The model for the retreats was presented at the school’s faculty meeting in January this year.
The theme for the newly developed sixth-grade retreat, “Need of Community” aims to build a culture of Christian friendship. For seventh-graders the theme, “Needful Prayer and Discernment” will work to deepen the students’ prayer lives. Eighth-grade’s theme is “Live by a Calling,” which the students experienced at their retreat earlier this month.
Feilmeier said the themes came from the brainstorming of the parish and its efforts of discipleship, which the parish desires to cultivate in the students.
Feilmeier described the current school year as an “ice breaker” for the rollout of the program. In the proposed model to be implemented next school year, eighth-grade students will go on retreat in the first few weeks of school, with follow-ups held before Advent, Lent and the end of the school year. Seventh-graders will have their retreat before Advent, with follow-ups before Lent and the end of the school year, and sixth-graders will attend their retreat before Lent, with a follow-up in May.
All the retreats are planned to be held off campus, and the follow-ups will be held in school.
Sister Edith Marie, C.K., who serves a dual role in supporting student and administrative efforts for the school, said holding the retreats away from St. Peter will give students the opportunity to leave the distractions of their normal routine behind, to better focus on what the Lord might be trying to say to them.
Sister Edith Marie said that while administrators are still working on a template for the retreat follow-ups, they recognize the importance of returning to the themes of the retreats with students throughout the school year.
“We want them to see that grace they received over and over again,” she said, “so that when they go to Pius, it’s something that is forming them and their foundation for how they’re going to follow Christ.”
Feilmeier said revisiting the moments that stand out to the students on their retreats can keep the lessons they learn fresh in their minds, giving them the opportunity to carry them throughout the seasons of Advent and Lent, and then into their summer vacations.
Walkowiak said as part of the eighth-grade retreat, the students were tasked with writing down “God moments” that they experienced throughout the day.
She said, “We’re hoping that they take those moments that were really impactful to them, and reflect upon those throughout the year before they go on to Pius, and also take those lessons that they learned from the speakers and our vocation panel and apply them to their future decisions.”
As the program is being tested this school year, the administration intends to follow up with the eighth-graders about their retreat before Lent and graduation, and plans are being made to hold the first sixth- and seventh-grade retreats in the coming semester.
Feilmeier sees lots of opportunity for growth in this endeavor as the school works to get the program in place. He hopes the model is something that could be shared with other schools, or even lead to retreats held with other Catholic schools so that the students have the opportunity to meet other kids pursuing the same goal of growing in faith.

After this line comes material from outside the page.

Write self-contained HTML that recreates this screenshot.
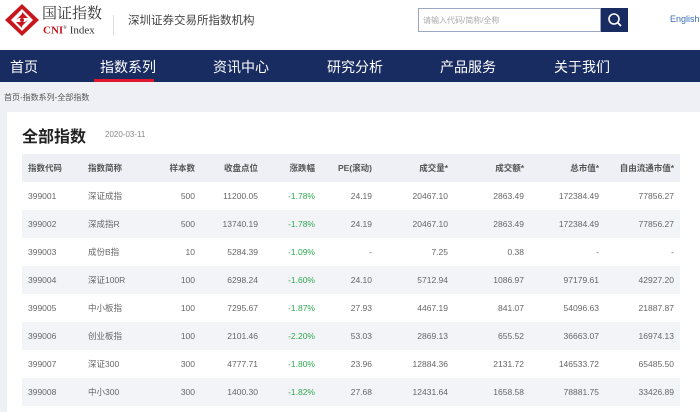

Walkowiak, Feilmeier and Sister Edith Marie were encouraged by the positive comments the eighth-graders had about their experience and are excited for the future of these retreats, and the impact that they will have.
Sister Edith Marie concluded with this reflection: “St. Irenaeus said, ‘The Glory of God is man fully alive.’ Through these retreats, we desire our children to grow in being fully alive as sons and daughters of the Father.”